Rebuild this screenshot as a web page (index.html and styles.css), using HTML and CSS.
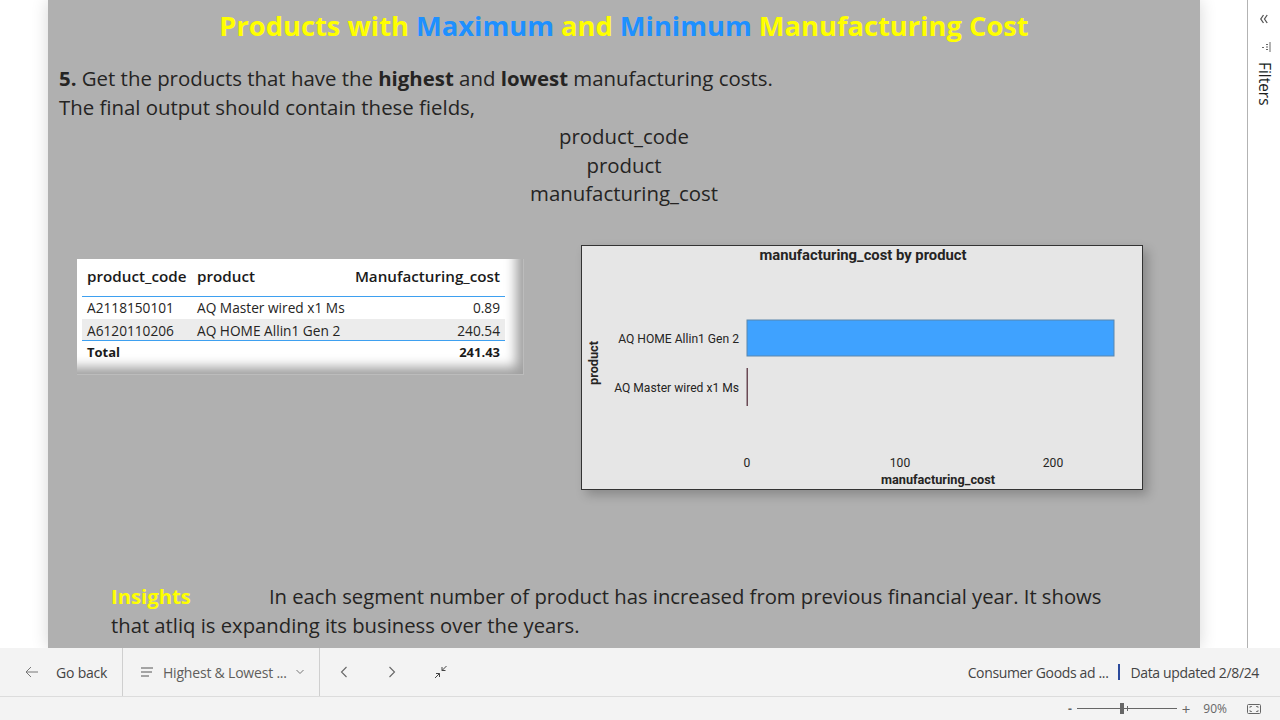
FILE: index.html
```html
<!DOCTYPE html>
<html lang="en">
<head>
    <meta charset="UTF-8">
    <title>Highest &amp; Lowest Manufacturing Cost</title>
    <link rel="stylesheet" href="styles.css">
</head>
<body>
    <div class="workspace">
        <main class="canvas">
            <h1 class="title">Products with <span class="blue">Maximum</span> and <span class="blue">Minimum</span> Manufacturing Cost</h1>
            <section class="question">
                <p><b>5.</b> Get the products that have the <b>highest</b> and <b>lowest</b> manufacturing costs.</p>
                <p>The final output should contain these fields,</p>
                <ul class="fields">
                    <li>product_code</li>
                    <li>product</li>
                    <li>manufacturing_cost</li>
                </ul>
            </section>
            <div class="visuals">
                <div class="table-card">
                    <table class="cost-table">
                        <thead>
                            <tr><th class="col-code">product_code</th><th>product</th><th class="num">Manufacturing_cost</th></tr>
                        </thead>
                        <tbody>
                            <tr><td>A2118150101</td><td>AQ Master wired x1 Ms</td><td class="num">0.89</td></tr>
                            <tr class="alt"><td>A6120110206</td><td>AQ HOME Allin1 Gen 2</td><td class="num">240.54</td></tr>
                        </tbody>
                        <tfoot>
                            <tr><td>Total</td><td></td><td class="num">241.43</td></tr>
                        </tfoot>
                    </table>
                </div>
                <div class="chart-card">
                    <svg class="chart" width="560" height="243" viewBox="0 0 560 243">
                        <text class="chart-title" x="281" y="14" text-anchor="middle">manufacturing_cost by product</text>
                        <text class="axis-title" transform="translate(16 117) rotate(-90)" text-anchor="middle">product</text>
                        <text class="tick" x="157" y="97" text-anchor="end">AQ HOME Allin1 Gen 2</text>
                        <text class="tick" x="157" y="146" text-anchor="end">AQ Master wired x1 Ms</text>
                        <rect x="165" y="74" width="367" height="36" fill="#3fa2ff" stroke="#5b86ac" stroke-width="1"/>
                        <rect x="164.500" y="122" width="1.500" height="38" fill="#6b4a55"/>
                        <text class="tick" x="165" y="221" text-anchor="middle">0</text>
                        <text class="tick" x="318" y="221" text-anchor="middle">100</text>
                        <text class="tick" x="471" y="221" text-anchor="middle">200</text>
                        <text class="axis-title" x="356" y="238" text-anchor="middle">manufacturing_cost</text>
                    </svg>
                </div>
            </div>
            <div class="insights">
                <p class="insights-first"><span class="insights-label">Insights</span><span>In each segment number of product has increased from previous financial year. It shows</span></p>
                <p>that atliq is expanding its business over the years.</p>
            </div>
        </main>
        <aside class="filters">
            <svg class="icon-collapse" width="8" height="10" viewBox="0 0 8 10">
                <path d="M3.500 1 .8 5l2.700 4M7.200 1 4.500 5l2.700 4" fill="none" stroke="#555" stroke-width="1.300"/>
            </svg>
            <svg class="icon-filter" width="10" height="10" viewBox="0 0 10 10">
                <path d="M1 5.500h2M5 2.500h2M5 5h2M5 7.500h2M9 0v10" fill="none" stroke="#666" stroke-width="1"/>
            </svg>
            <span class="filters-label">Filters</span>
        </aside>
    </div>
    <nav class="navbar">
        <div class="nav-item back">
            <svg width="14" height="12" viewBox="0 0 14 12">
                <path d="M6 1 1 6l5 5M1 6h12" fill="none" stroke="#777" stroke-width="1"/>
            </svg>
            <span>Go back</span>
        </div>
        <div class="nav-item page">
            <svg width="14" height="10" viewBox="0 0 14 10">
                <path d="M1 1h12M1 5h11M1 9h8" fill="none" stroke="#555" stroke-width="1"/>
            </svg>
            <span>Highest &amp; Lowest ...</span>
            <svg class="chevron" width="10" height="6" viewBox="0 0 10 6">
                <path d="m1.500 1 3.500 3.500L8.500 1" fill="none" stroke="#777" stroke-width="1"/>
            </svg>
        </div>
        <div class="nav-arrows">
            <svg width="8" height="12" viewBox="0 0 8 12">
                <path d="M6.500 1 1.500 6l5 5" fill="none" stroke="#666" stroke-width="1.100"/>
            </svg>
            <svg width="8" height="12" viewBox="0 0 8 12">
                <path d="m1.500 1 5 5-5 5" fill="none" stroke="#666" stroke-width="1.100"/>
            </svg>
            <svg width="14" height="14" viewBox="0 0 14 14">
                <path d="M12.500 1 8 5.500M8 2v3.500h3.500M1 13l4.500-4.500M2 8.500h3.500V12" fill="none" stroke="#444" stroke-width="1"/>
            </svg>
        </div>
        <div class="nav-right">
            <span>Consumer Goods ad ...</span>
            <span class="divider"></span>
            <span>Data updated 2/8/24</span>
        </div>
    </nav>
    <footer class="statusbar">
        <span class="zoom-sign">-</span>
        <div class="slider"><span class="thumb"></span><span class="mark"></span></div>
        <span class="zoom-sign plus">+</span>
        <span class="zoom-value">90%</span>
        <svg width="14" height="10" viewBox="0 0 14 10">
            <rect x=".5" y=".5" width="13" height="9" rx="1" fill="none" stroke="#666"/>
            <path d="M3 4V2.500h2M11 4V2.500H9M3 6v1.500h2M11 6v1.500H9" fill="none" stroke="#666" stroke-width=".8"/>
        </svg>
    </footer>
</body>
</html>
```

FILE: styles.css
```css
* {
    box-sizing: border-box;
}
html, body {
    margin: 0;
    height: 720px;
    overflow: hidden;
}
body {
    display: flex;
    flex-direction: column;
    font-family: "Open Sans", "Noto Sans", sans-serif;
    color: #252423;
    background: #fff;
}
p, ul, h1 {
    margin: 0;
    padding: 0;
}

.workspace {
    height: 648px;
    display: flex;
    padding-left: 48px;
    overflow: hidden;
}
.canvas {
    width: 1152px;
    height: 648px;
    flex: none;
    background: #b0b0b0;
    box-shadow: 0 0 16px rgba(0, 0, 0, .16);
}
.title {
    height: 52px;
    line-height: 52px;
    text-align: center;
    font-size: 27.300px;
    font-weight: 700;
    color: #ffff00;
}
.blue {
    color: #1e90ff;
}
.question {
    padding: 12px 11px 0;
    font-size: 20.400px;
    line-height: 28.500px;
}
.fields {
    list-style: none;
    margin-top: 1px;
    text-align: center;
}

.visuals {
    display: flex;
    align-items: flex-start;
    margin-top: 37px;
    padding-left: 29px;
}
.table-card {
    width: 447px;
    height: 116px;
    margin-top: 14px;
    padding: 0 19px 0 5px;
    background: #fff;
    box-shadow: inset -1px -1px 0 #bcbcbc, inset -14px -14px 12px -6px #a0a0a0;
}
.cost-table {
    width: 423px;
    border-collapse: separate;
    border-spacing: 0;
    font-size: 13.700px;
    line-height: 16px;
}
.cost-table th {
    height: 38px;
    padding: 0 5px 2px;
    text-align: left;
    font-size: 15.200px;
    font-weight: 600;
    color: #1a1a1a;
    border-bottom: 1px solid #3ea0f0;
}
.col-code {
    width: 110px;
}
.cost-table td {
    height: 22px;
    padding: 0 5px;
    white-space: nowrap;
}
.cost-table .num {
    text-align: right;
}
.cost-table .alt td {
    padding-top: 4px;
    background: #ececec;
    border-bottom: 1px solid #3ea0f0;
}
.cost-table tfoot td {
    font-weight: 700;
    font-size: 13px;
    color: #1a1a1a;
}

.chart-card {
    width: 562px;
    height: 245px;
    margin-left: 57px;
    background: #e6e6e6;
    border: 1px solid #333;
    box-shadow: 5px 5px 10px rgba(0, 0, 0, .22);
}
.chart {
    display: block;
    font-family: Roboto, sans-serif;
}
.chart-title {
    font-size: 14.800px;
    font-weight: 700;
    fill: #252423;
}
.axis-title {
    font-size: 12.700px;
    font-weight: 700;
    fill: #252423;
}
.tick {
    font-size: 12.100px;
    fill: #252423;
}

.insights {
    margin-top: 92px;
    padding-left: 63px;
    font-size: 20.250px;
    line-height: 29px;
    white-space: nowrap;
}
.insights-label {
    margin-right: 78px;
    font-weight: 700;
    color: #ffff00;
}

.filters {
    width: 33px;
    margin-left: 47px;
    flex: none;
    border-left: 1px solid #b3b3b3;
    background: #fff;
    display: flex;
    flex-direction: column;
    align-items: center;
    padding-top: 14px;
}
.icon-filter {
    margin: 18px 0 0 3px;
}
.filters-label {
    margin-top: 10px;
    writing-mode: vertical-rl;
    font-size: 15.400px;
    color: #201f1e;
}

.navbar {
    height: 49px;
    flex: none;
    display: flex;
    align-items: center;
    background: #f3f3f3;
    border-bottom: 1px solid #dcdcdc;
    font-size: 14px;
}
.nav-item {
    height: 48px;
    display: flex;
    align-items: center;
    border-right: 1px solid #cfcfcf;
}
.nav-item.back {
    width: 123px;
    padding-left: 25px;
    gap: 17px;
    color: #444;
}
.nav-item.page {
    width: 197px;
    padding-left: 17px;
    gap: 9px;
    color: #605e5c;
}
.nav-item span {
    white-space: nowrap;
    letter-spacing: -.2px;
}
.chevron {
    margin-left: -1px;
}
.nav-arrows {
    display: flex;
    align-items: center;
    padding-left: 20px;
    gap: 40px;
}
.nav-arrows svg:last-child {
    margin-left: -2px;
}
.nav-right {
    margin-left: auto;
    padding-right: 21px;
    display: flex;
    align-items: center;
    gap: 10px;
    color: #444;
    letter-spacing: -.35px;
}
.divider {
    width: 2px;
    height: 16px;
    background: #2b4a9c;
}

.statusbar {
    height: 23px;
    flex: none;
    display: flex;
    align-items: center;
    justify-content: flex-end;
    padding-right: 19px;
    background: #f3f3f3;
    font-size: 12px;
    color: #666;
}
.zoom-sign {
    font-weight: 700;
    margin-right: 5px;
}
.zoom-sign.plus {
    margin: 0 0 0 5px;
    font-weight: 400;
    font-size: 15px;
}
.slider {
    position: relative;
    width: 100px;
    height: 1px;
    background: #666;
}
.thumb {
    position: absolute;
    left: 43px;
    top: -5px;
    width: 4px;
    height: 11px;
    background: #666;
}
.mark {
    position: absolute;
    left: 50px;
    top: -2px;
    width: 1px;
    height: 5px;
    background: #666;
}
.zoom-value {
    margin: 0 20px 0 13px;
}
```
● ● ● ● ● ● ●
### [Problem]
From the material above, copy each line that includes the word "styles".

### [Response to the exercise]
Rebuild this screenshot as a web page (index.html and styles.css), using HTML and CSS.
    <link rel="stylesheet" href="styles.css">
FILE: styles.css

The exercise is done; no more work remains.